→ **SHORT EXERCISE**
Looking at the listing, state how many of its lines contain the string "styles". Write only the number.

→ **PROVIDED DATA**

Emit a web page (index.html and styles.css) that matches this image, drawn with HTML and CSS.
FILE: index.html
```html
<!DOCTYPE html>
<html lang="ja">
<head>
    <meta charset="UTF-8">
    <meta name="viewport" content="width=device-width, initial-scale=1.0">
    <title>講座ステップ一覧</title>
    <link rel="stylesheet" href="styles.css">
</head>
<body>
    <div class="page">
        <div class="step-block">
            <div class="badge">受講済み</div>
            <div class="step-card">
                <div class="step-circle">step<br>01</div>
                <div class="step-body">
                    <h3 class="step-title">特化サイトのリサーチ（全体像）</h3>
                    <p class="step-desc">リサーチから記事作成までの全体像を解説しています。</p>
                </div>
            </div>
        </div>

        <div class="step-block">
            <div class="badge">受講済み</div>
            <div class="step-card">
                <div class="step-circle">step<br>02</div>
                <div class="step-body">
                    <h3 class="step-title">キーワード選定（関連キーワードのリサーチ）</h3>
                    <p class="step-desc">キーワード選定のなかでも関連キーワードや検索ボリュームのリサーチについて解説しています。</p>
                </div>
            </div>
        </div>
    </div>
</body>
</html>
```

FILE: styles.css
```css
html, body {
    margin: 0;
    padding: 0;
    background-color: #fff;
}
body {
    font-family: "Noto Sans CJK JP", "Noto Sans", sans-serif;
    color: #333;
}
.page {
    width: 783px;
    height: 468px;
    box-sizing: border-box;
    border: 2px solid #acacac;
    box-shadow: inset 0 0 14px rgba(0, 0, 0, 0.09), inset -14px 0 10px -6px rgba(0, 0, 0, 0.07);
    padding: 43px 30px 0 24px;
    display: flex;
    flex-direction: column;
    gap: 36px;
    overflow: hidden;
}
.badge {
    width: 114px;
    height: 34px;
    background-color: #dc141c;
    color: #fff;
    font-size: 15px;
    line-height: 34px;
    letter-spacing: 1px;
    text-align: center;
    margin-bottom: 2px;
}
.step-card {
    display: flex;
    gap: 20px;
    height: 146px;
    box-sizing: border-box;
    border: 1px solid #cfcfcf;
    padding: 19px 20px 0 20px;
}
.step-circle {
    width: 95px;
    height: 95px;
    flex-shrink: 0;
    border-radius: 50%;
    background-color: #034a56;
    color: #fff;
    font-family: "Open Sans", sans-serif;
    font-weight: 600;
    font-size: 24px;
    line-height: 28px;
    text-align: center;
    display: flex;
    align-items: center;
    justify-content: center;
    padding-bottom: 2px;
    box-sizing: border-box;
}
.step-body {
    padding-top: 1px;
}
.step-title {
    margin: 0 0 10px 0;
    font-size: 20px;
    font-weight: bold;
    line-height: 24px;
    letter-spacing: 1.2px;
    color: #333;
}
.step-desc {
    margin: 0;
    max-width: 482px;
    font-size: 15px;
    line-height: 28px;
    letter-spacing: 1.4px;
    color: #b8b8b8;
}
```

→ **EXERCISE OUTPUT**
3